Au Maroc, il n’existe que les statistiques du gouvernement qui parlent de 50 000 femmes qui se livreraient à la prostitution. Cependant, le royaume chérifien semble minimise les chiffres. Notamment à cause du fait que les mineurs exploités dans le tourisme sexuel seraient en majorité des garçons. Une étude réalisée par l’Unicef, publiée en 2016, parle de 57 % de jeunes hommes victimes d’exploitation, dont plus du tiers ayant à peine 13 ans. Un dixième de ces travailleurs du sexe auraient commencé à se prostituer dès l’âge de 6 ans !
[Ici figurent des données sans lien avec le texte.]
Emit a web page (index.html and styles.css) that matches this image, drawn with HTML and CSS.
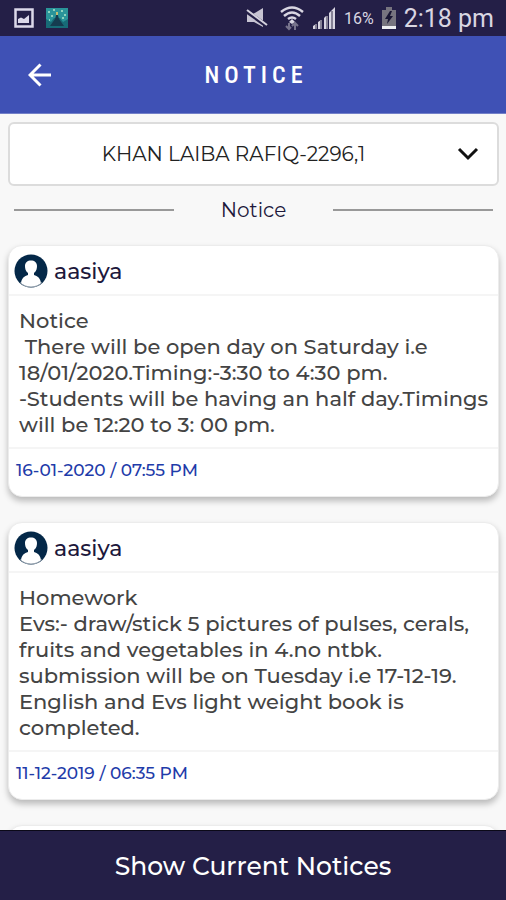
FILE: index.html
```html
<!DOCTYPE html>
<html lang="en">
<head>
<meta charset="utf-8">
<meta name="viewport" content="width=device-width, initial-scale=1">
<title>Notice</title>
<link rel="stylesheet" href="styles.css">
</head>
<body>
<svg width="0" height="0" class="defs" aria-hidden="true">
  <symbol id="avatar" viewBox="0 0 34 34">
    <circle cx="17" cy="17" r="16.500" fill="#042848"/>
    <path d="M7 29.500C7.500 24 10.500 22 14 21V19C11.500 17 11 14.500 11 12C11 8.500 13.500 6.500 17 6.500S23 8.500 23 12C23 14.500 22.500 17 20 19V21C23.500 22 26.500 24 27 29.500C24 32 20.500 33 17 33S10 32 7 29.500Z" fill="#fff"/>
    <path d="M6 28.500C9 31.500 13 33 17 33S25 31.500 28 28.500" fill="none" stroke="#93a0ad"/>
  </symbol>
</svg>
<div class="status">
  <div class="group">
    <svg width="20" height="22" viewBox="0 0 20 22"><path d="M1.500 2.500H18.500V19.500H1.500Z" fill="none" stroke="#dcd9ea" stroke-width="2.500"/><path d="M4 16V12L7 10.500L10 12L15 8V16Z" fill="#dcd9ea"/></svg>
    <svg width="22" height="20" viewBox="0 0 22 20"><path fill="#2a9499" d="M0 0H22V20H0Z"/><path fill="#176b77" d="M0 11L5 14L8 10H14L17 14L22 11V20H0Z"/><path fill="#153c50" d="M11 4L13 11L18 18H4L9 11Z"/><path d="M2 4H4M5 8H7M7 2H9M15 3H17M18 7H20M3 12H4M16 10H18" stroke="#8dd2be" stroke-width="2"/><path fill="#c6bd70" d="M10 4H12V7H10Z"/></svg>
  </div>
  <div class="group right">
    <svg width="22" height="22" viewBox="0 0 22 22"><path d="M1 7H7L17 1V20L8 15H1Z" fill="#c7c4d2"/><path d="M0 4L21 19" stroke="#241f47" stroke-width="4"/><path d="M1 3L21 18" stroke="#d5d2de" stroke-width="2"/></svg>
    <svg class="wifi" width="24" height="26" viewBox="0 0 24 26"><g fill="none" stroke="#d9d6e2" stroke-width="2.500"><path d="M1 7Q12-2 23 7M4 11Q12 4 20 11M8 14Q12 11 16 14"/></g><path d="M12 14L15 17L12 19L9 17Z" fill="#d9d6e2"/><path d="M9 18V24M6 21L9 24L11 22M15 25V18M12 21L15 18L18 21" fill="none" stroke="#77738c" stroke-width="2"/></svg>
    <svg class="signal" width="24" height="24" viewBox="0 0 24 24"><path d="M1 23V20L4 18V23ZM6 23V16L9 14V23ZM12 23V12L14 10V23ZM17 23V7L23 1V23Z" fill="#d9d6e2"/><path d="M4 18V23M9 14V23M15 10V23M20 5V23" stroke="#858195" stroke-width="2"/></svg>
    <span class="percent">16%</span>
    <svg width="14" height="22" viewBox="0 0 14 22"><path d="M0 3H4V0H10V3H14V22H0Z" fill="#77747f"/><path d="M8 4L3 12H6L5 17L11 9H8L10 4Z" fill="#191634"/><path d="M0 19H14V22H0Z" fill="#eeeef2"/></svg>
    <span class="clock">2:18 pm</span>
  </div>
</div>
<header class="bar">
  <button class="back" type="button" aria-label="Back"><svg width="24" height="24" viewBox="0 0 24 24"><path d="M23 12H2M12.500 1.500L2 12L12.500 22.500" fill="none" stroke="#fff" stroke-width="3"/></svg></button>
  <h1>NOTICE</h1>
</header>
<main>
  <div class="picker">
    <select aria-label="Student"><option>KHAN LAIBA RAFIQ-2296,1</option></select>
    <svg width="22" height="14" viewBox="0 0 22 14"><path d="M2 2L11 11L20 2" fill="none" stroke="#111" stroke-width="3"/></svg>
  </div>
  <h2 class="section">Notice</h2>
  <article class="card">
    <div class="author"><svg width="34" height="34"><use href="#avatar"/></svg>aasiya</div>
    <p class="message">Notice
 There will be open day on Saturday i.e
18/01/2020.Timing:-3:30 to 4:30 pm.
-Students will be having an half day.Timings
will be 12:20 to 3: 00 pm.</p>
    <time class="date">16-01-2020 / 07:55 PM</time>
  </article>
  <article class="card">
    <div class="author"><svg width="34" height="34"><use href="#avatar"/></svg>aasiya</div>
    <p class="message">Homework
Evs:- draw/stick 5 pictures of pulses, cerals,
fruits and vegetables in 4.no ntbk.
submission will be on Tuesday i.e 17-12-19.
English and Evs light weight book is
completed.</p>
    <time class="date">11-12-2019 / 06:35 PM</time>
  </article>
  <article class="card"><div class="author"></div></article>
</main>
<button class="current" type="button">Show Current Notices</button>
</body>
</html>
```
FILE: styles.css
```css
* { box-sizing: border-box; }
body {
  margin: 0;
  height: 100vh;
  display: flex;
  flex-direction: column;
  background: #f8f8f8;
  font-family: Montserrat, Inter, "Open Sans", sans-serif;
}
svg { display: block; flex: none; }
.defs { position: absolute; }
.status {
  flex: none;
  height: 36px;
  padding: 0 12px 0 14px;
  display: flex;
  align-items: center;
  justify-content: space-between;
  background: #241f47;
  color: #d9d6e2;
  font-family: Roboto, sans-serif;
}
.group { display: flex; align-items: center; gap: 12px; }
.right { gap: 8px; }
.wifi { margin-left: 4px; }
.percent { font-size: 16px; }
.clock { font-size: 25px; line-height: 36px; padding-top: 2px; }
.bar {
  flex: none;
  height: 78px;
  padding: 0 24px;
  display: grid;
  grid-template-columns: 32px 1fr 32px;
  align-items: center;
  background: #3f51b5;
  border-bottom: 1px solid #7380c8;
  color: #fff;
}
.bar h1 {
  margin: 0;
  padding-left: 6px;
  text-align: center;
  font: 500 24px "Roboto Condensed", Roboto, sans-serif;
  letter-spacing: 5px;
}
button { border: 0; cursor: pointer; }
.back {
  display: flex;
  justify-content: center;
  padding: 0;
  background: none;
}
main {
  flex: 1;
  min-height: 0;
  overflow: hidden;
  padding: 8px 7px 0 8px;
}
.picker {
  display: grid;
  align-items: center;
}
.picker > * { grid-area: 1 / 1; }
.picker svg { justify-self: end; margin-right: 20px; pointer-events: none; }
.picker select {
  width: 100%;
  height: 64px;
  padding: 0 48px 0 8px;
  appearance: none;
  border: 2px solid #dcdcdc;
  border-radius: 6px;
  background: #fff;
  color: #222;
  font: 400 20px Montserrat, Inter, sans-serif;
  text-align-last: center;
}
.section {
  margin: 10px 6px 21px;
  display: grid;
  grid-template-columns: 1fr 1fr 1fr;
  align-items: center;
  text-align: center;
  color: #1d183c;
  font-size: 20px;
  font-weight: 400;
  line-height: 28px;
}
.section::before, .section::after {
  content: "";
  height: 2px;
  background: #999;
}
.card {
  margin: 0 0 25px;
  border: 1px solid #ececec;
  border-radius: 14px;
  background: #fff;
  box-shadow: 0 4px 6px rgba(0, 0, 0, 0.25);
}
.author {
  height: 50px;
  padding: 2px 5px 0;
  display: flex;
  align-items: center;
  gap: 6px;
  border-bottom: 2px solid #f5f5f5;
  color: #1d183c;
  font-size: 22px;
  font-weight: 500;
}
.message {
  margin: 0;
  padding: 12px 4px 9px 10px;
  white-space: pre-wrap;
  color: #444;
  font-size: 21px;
  font-weight: 500;
  line-height: 26px;
}
.date {
  display: block;
  height: 49px;
  padding: 0 7px;
  border-top: 2px solid #f5f5f5;
  color: #1f3caa;
  font-size: 17px;
  font-weight: 500;
  line-height: 43px;
}
.current {
  flex: none;
  height: 70px;
  border-top: 1px solid #0b0918;
  background: #241f47;
  color: #fff;
  font: 500 25px Montserrat, Inter, sans-serif;
}
```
Au sein de la société civile marocaine, des voix se lèvent progressivement contre le tourisme sexuel. Plusieurs documentaires, films et études dénoncent la prostitution des jeunes hommes, mais également des femmes. Au centre du combat : l’impunité dont bénéficient les clients.
En effet, les étrangers ne sont pas véritablement inquiétés par les lois nationales, même celles concernant la prostitution des mineurs. En revanche, le trône chérifien n’hésite pas à lancer des scandales sur le sujet, de façon occasionnelle, pour promouvoir la politique du gouvernement. Le journaliste Soulaimane Raissouni, emprisonné depuis un an pour harcèlement sexuel contre une inconnue, est l’un des cas les plus célèbres. Le journaliste avait critiqué les « mensonges du gouvernement sur les statistiques de la pandémie de la Covid-19 ». Dans autre affaire, l’humoriste français Brahim Bouhlel a écopé d’un an de prison pour une vidéo dans laquelle il dénonce le tourisme sexuel au Maroc.
Comme au Maroc, en Egypte, les affaires de mœurs sont devenues des aubaines pour le régime autoritaire d’Abdel Fattah al-Sissi. Depuis 2018, pas moins de 23 influenceuses sur les réseaux sociaux ont été accusées d’« incitation à la débauche », ou encore de « corruption des valeurs familiales » et de proxénétisme. Alors que l’Etat égyptien ferme les yeux sur les dizaines de milliers de touristes exploitant les femmes et les enfants dans le pays, il use des lois contre la prostitution pour emprisonner des opposants.